Sem dar conta, guardei no meu inconsciente muitas memórias da vivência comunitária entre as pessoas em Vila Nova, nomeadamente na primeira rua em que a minha família residiu nesse bairro, perto do então campo de futebol, onde hoje está edificada a escola primária local e a placa desportiva. Foi nessa rua que cresci e me fiz adolescente.
São várias as memórias do convívio entre pessoas (adultos, crianças e entre estes) e em diferentes momentos. Eram, sobretudo, brincadeiras, jogos, ver televisão (na altura, a grande novidade) em conjunto, na rua, ou em casa de vizinhos, busca de (auto) afirmação, primeiras trocas de olhares e amores de adolescência, que permaneceram quase que adormecidas no meu inconsciente, sem que eu desse por elas, pelo menos de forma tão evidente. Entretanto, do ano passado a esta parte, vivenciei algumas situações de perda de pessoas próximas que vieram a alterar esse status quo, passando essas memórias para o meu consciente.
A primeira situação foi a morte prematura de um amigo da minha geração. Na altura, além de rememorar passagens da nossa vida de criança e adolescente naquela rua, essas memórias tornaram mais presentes em mim o sentimento de pertença a um espaço-comunidade ligado indelevelmente à periferia desta cidade. Lamentei a sua morte prematura e fiquei a pensar no percurso de vida e trajectória tão diferenciada que nós, crianças e adolescentes que nasceram e cresceram na periferia desta cidade, ou de qualquer outra, acabamos por ter, custando, muitas vezes, a nossa própria vida.

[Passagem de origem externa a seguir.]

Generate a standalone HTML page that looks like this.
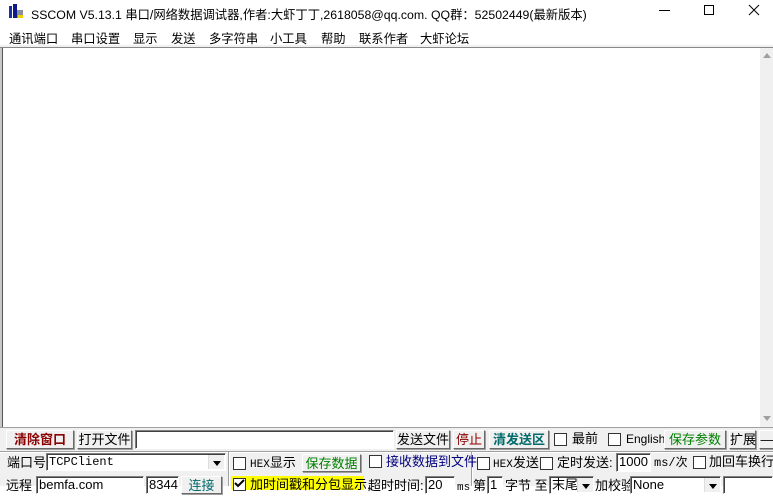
<!DOCTYPE html>
<html><head><meta charset="utf-8"><style>
*{margin:0;padding:0;box-sizing:border-box}
body{width:773px;height:486px;overflow:hidden;background:#fff;font-family:"Liberation Sans","Noto Sans CJK SC",sans-serif;font-size:12px;color:#000;position:relative}
.a{position:absolute;white-space:nowrap}
.m{position:absolute;white-space:nowrap;top:29px;font-size:12.3px}
.btn{position:absolute;background:#f0f0f0;border:1px solid;border-color:#fff #696969 #696969 #fff;box-shadow:1px 1px 0 #a0a0a0;text-align:center;font-size:13px;line-height:17px;white-space:nowrap}
.inp{position:absolute;background:#fff;border:1px solid;border-color:#808080 #fff #fff #808080;box-shadow:inset 1px 1px 0 #404040;font-size:13px;line-height:16px;padding-left:2px;white-space:nowrap;overflow:hidden}
.cb{position:absolute;width:13px;height:13px;background:#fff;border:1px solid #333}
.t{position:absolute;font-size:13px;white-space:nowrap;line-height:16px}
.mono{font-family:"Liberation Mono","Noto Sans CJK SC",monospace}
.dd{position:absolute;width:16px;background:#f0f0f0;border-left:1px solid #ddd}
.dd:after{content:"";position:absolute;left:4px;top:6px;border:4px solid transparent;border-top:5px solid #000}
</style></head><body>
<svg class="a" style="left:8px;top:4px" width="16" height="16"><rect x="1" y="2" width="3" height="12" fill="#1a2fa0"/><rect x="5" y="0" width="4" height="14" fill="#0c1a8a"/><rect x="9" y="6" width="6" height="8" fill="#8a8fa0"/><rect x="10" y="11" width="5" height="3" fill="#f0d000"/></svg>
<div class="a" style="left:31px;top:5px;font-size:12.3px">SSCOM V5.13.1 串口/网络数据调试器,作者:大虾丁丁,2618058@qq.com. QQ群：52502449(最新版本)</div>
<div class="a" style="left:659px;top:10px;width:11px;height:1px;background:#000"></div>
<div class="a" style="left:704px;top:5px;width:10px;height:10px;border:1px solid #000"></div>
<svg class="a" style="left:748px;top:4px" width="12" height="12"><path d="M1 1L11 11M11 1L1 11" stroke="#000" stroke-width="1"/></svg>
<div class="m" style="left:9px">通讯端口</div>
<div class="m" style="left:71px">串口设置</div>
<div class="m" style="left:133px">显示</div>
<div class="m" style="left:171px">发送</div>
<div class="m" style="left:209px">多字符串</div>
<div class="m" style="left:270px">小工具</div>
<div class="m" style="left:321px">帮助</div>
<div class="m" style="left:359px">联系作者</div>
<div class="m" style="left:420px">大虾论坛</div>
<div class="a" style="left:0;top:45px;width:773px;height:2px;background:#f0f0f0"></div>
<div class="a" style="left:0;top:47px;width:773px;height:1px;background:#888"></div>
<div class="a" style="left:0;top:48px;width:3px;height:380px;background:#c8c8c8"></div>
<div class="a" style="left:2px;top:48px;width:1px;height:380px;background:#555"></div>
<div class="a" style="left:760px;top:48px;width:13px;height:379px;background:#f0f0f0"></div>
<div class="a" style="left:763px;top:53px;border:4px solid transparent;border-bottom:5px solid #a0a0a0;border-top:0"></div>
<div class="a" style="left:763px;top:416px;border:4px solid transparent;border-top:5px solid #a0a0a0;border-bottom:0"></div>
<div class="a" style="left:0;top:427px;width:773px;height:59px;background:#f0f0f0"></div>
<div class="a" style="left:0;top:427px;width:773px;height:1px;background:#a0a0a0"></div>
<div class="btn" style="left:6px;top:430px;width:68px;height:19px;color:#8b0000;font-weight:bold">清除窗口</div>
<div class="btn" style="left:77px;top:430px;width:55px;height:19px">打开文件</div>
<div class="inp" style="left:135px;top:430px;width:259px;height:19px"></div>
<div class="btn" style="left:396px;top:430px;width:54px;height:19px">发送文件</div>
<div class="btn" style="left:453px;top:430px;width:32px;height:19px;color:#8b0000">停止</div>
<div class="btn" style="left:489px;top:430px;width:60px;height:19px;color:#006a6a;font-weight:bold">清发送区</div>
<div class="cb" style="left:554px;top:433px"></div><div class="t" style="left:572px;top:431px">最前</div>
<div class="cb" style="left:608px;top:433px"></div><div class="t" style="left:626px;top:431px;font-size:12px">English</div>
<div class="btn" style="left:664px;top:430px;width:62px;height:19px;color:#008000">保存参数</div>
<div class="btn" style="left:729px;top:430px;width:27px;height:19px">扩展</div>
<div class="btn" style="left:759px;top:430px;width:16px;height:19px">—</div>
<div class="a" style="left:0;top:451px;width:773px;height:1px;background:#a0a0a0"></div>
<div class="a" style="left:0;top:452px;width:773px;height:1px;background:#fff"></div>
<div class="a" style="left:228px;top:452px;width:2px;height:34px;border-left:1px solid #a0a0a0;border-right:1px solid #fff"></div>
<div class="a" style="left:471px;top:452px;width:2px;height:34px;border-left:1px solid #a0a0a0;border-right:1px solid #fff"></div>
<div class="t" style="left:7px;top:455px">端口号</div>
<div class="inp mono" style="left:46px;top:453px;width:180px;height:18px;font-size:12px">TCPClient</div>
<div class="dd" style="left:208px;top:455px;height:14px"></div>
<div class="cb" style="left:233px;top:457px"></div><div class="t" style="left:250px;top:455px"><span class="mono" style="font-size:11px">HEX</span>显示</div>
<div class="btn" style="left:302px;top:454px;width:59px;height:18px;color:#008000">保存数据</div>
<div class="cb" style="left:369px;top:455px"></div><div class="t" style="left:386px;top:454px;color:#00007f">接收数据到文件</div>
<div class="cb" style="left:477px;top:457px"></div><div class="t" style="left:493px;top:455px"><span class="mono" style="font-size:11px">HEX</span>发送</div>
<div class="cb" style="left:540px;top:457px"></div><div class="t" style="left:557px;top:455px">定时发送:</div>
<div class="inp" style="left:616px;top:453px;width:35px;height:19px">1000</div>
<div class="t mono" style="left:654px;top:455px;font-size:12px">ms/次</div>
<div class="cb" style="left:693px;top:456px"></div><div class="t" style="left:709px;top:454px">加回车换行</div>
<div class="t" style="left:6px;top:478px">远程</div>
<div class="inp" style="left:36px;top:476px;width:108px;height:18px">bemfa.com</div>
<div class="inp" style="left:146px;top:476px;width:33px;height:18px">8344</div>
<div class="btn" style="left:181px;top:476px;width:41px;height:18px;color:#006a6a">连接</div>
<div class="a" style="left:231px;top:476px;width:133px;height:14px;background:#ffff00"></div>
<div class="cb" style="left:233px;top:478px"></div>
<svg class="a" style="left:234px;top:479px" width="11" height="9"><path d="M1 4L4 7L10 1" stroke="#000" stroke-width="2" fill="none"/></svg>
<div class="t" style="left:250px;top:477px">加时间戳和分包显示.</div>
<div class="t" style="left:368px;top:478px">超时时间:</div>
<div class="inp" style="left:425px;top:476px;width:30px;height:18px">20</div>
<div class="t mono" style="left:457px;top:480px;font-size:11px">ms</div>
<div class="t" style="left:473px;top:478px">第</div>
<div class="inp" style="left:487px;top:476px;width:16px;height:18px">1</div>
<div class="t" style="left:505px;top:478px">字节 至</div>
<div class="inp" style="left:549px;top:476px;width:45px;height:18px">末尾</div>
<div class="dd" style="left:577px;top:478px;height:14px"></div>
<div class="t" style="left:595px;top:478px">加校验</div>
<div class="inp" style="left:630px;top:476px;width:91px;height:18px">None</div>
<div class="dd" style="left:704px;top:478px;height:14px"></div>
<div class="inp" style="left:723px;top:476px;width:50px;height:18px"></div>
</body></html>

Este sentimento de pertença a esse espaço-comunidade fez-me ver, mais uma vez, o quão pesada era e é a herança de nascer e crescer nos subúrbios de uma cidade. Nós, portadores desta herança, sofremos muito mais as consequências dos problemas e estigmas sociais e, como se não bastasse, temos ainda menos oportunidades de singrar na vida. Para lograr este intento, temos de batalhar muito mais do que outras crianças e adolescentes que não nasceram e cresceram na periferia urbana e que se valem de posições e redes de relações já estabelecidas para, amiúde, com menos esforço, galgarem etapas e ascenderem a posições e cargos na sociedade e nas instituições.
Um sistema tão bem montado que, de quando em vez, coopta pessoas da periferia (não obstante para o sistema essas pessoas continuarão a ser sempre da periferia ainda que procurem mostrar ou ostentar novos traços ou padrões de consumo que evidenciam a “acensão social”), sobretudo jovens sedentos de ascensão social ou de alcançar o poder, em troca de determinados serviços, para dar a ilusão de alguma democraticidade, particularmente no que se refere à igualdade de oportunidades.
A segunda situação por que passei foi a morte do meu pai, o que me trouxe à mente e me fez valorizar ainda mais (esta é a maior relíquia que podemos guardar dos nossos entes queridos que partem para a eternidade) um conjunto de memórias de convívio e momentos com ele, particularmente do tempo em que morámos nessa rua, correspondente à minha infância e adolescência.
A terceira situação teve lugar no passado dia 16 de Maio, quanto tive conhecimento do passamento de Diki Sogeru (Vila Nova é um bairro tradicionalmente de açougueiros), pessoa que aprendi a admirar em criança ouvindo as pessoas mais adultas a se referirem a ele como um praticante do boxe e que depois veio a construir a sua casa e a morar na mesma rua da minha família. Homem afável e com uma capacidade rara de interagir e tratar tão bem as pessoas independentemente da idade. Não é à-toa que era conhecido e chamado pelos mais jovens de Papa Diki. Paz a bu alma “nha armon”, como carinhosamente chamava os seus amigos. Vila Nova nos une. É e será sempre nosso “eterno berço”!